Strato-Chef Schmidt will nun seine Rechenzentren komplett CO2-frei machen. Ab Januar wird Strato nur noch mit Strom aus Wasserkraft beliefert. Dafür musste das Unternehmen zu einem alternativen Anbieter wechseln.

«Der Energiekostenanteil der Informationstechnologie steigt weiter, allein schon wegen der zunehmenden Digitalisierung», sagt IDC-Chefforscher Hingley. Die gesamte Branche befindet sich in einem Wettlauf. Zwar steigt der Stromverbrauch des Internets weiter an. Doch die Folgen können abgemildert werden.

Plötzlich will niemand hinten anstehen. Sogar US-Präsident George W. Bush, nicht gerade bekannt für seine Klimainitiativen, hat die amerikanische Umweltschutzbehörde EPA angewiesen, die Energieeffizienz der Internet-server zu untersuchen.

Im Februar 2007 hat der Chiphersteller AMD gemeinsam mit den IT-Unternehmen Sun Microsystems, IBM und HP die Initiative Green Grid ins Leben gerufen, im Juni folgten Google, Microsoft und andere mit der Climate Savers Computing Initiative. Dell pflanzt für jeden Kunden, der ein paar Euro mehr zahlt, sogar einen Baum als CO2-Wiedergutmachung. Fujitsu-Siemens hat schon 1993 ihren ersten grünen PC mit automatischer Stromsparfunktion vorgestellt.

Es liegt in der Hand der Benützer

Trotz aller Initiativen der Industrie entscheidet am Ende der Internetnutzer, wie stark er das Klima belastet. Der Rat von Experten ist einfach: Computer auch mal ausschalten. Auf einen ungewöhnlichen Vorschlag kommt der Autor des EcoIron-Blogs Mark Ontkush: Würde Google die Hintergrundfarbe ihrer Webseite von Weiss auf Schwarz umstellen, liessen sich jährlich 3000 Megawattstunden Strom einsparen, weil Röhrenmonitore bei der Darstellung dann weniger Strom verbrauchen.
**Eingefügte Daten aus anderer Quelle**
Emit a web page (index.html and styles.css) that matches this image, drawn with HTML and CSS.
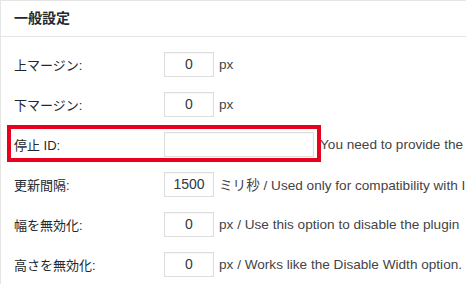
FILE: index.html
```html
<!DOCTYPE html>
<html lang="ja">
<head>
    <meta charset="UTF-8">
    <meta name="viewport" content="width=device-width, initial-scale=1.0">
    <title>一般設定</title>
    <link rel="stylesheet" href="styles.css">
</head>
<body>

<div class="postbox">
    <h2 class="postbox-title">一般設定</h2>

    <div class="form-table">
        <div class="form-row">
            <label class="form-label" for="marginTop">上マージン:</label>
            <input type="text" class="small-text" id="marginTop" value="0">
            <span class="description">px</span>
        </div>

        <div class="form-row">
            <label class="form-label" for="marginBottom">下マージン:</label>
            <input type="text" class="small-text" id="marginBottom" value="0">
            <span class="description">px</span>
        </div>

        <!-- Highlighted row -->
        <div class="form-row highlight">
            <label class="form-label" for="stopId">停止 ID:</label>
            <input type="text" class="regular-text" id="stopId" value="">
            <span class="description">You need to provide the</span>
        </div>

        <div class="form-row">
            <label class="form-label" for="interval">更新間隔:</label>
            <input type="text" class="small-text" id="interval" value="1500">
            <span class="description">ミリ秒 / Used only for compatibility with IE</span>
        </div>

        <div class="form-row">
            <label class="form-label" for="disableWidth">幅を無効化:</label>
            <input type="text" class="small-text" id="disableWidth" value="0">
            <span class="description">px / Use this option to disable the plugin</span>
        </div>

        <div class="form-row">
            <label class="form-label" for="disableHeight">高さを無効化:</label>
            <input type="text" class="small-text" id="disableHeight" value="0">
            <span class="description">px / Works like the Disable Width option.</span>
        </div>
    </div>
</div>

</body>
</html>
```

FILE: styles.css
```css
* {
    box-sizing: border-box;
}
body {
    margin: 0;
    padding: 0;
    background-color: #ffffff;
    font-family: "Liberation Sans", "Noto Sans CJK JP", sans-serif;
    color: #32373c;
    overflow: hidden;
}
.postbox {
    width: 800px;
    border-top: 1px solid #e5e5e5;
    border-left: 1px solid #e5e5e5;
    background: white;
}
.postbox-title {
    margin: 0;
    height: 36px;
    padding: 0 13px;
    font-size: 14px;
    font-weight: bold;
    line-height: 35px;
    color: #23282d;
    border-bottom: 1px solid #e5e5e5;
}
.form-table {
    padding-top: 7px;
}
.form-row {
    position: relative;
    display: flex;
    align-items: center;
    height: 40px;
    padding-left: 13px;
    white-space: nowrap;
    font-size: 13px;
}
.form-label {
    width: 150px;
    flex-shrink: 0;
    color: #23282d;
}
input[type="text"] {
    height: 25px;
    padding: 0 4px;
    margin: 0;
    border: 1px solid #dddddd;
    border-radius: 0;
    font-family: "Liberation Sans", sans-serif;
    font-size: 14px;
    color: #32373c;
    background: #ffffff;
    box-shadow: inset 0 1px 2px rgba(0, 0, 0, 0.04);
}
.small-text {
    width: 50px;
    text-align: center;
}
.regular-text {
    width: 150px;
}
.description {
    margin-left: 5px;
    font-size: 13.6px;
    color: #444444;
}
.highlight .description {
    margin-left: 6px;
}
/* red annotation box drawn over the row */
.highlight::after {
    content: "";
    position: absolute;
    box-sizing: border-box;
    left: 6px;
    top: 1px;
    width: 314px;
    height: 37px;
    border: 4px solid #e8001c;
    pointer-events: none;
}
```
Niemand geht davon aus, dass der Stromhunger des Internets zurückgehen wird. Allerdings können alternative Energiequellen die Klimafolgen abmildern. Die Umweltschutzorganisation Greenpeace geht noch einen Schritt weiter: Auf seiner CO2-freien Internet-Seite fragt der Öko-Strom-Anbieter Greenpeace energy: «Sie haben noch keine atomstromfreie E-Mail-Adresse?»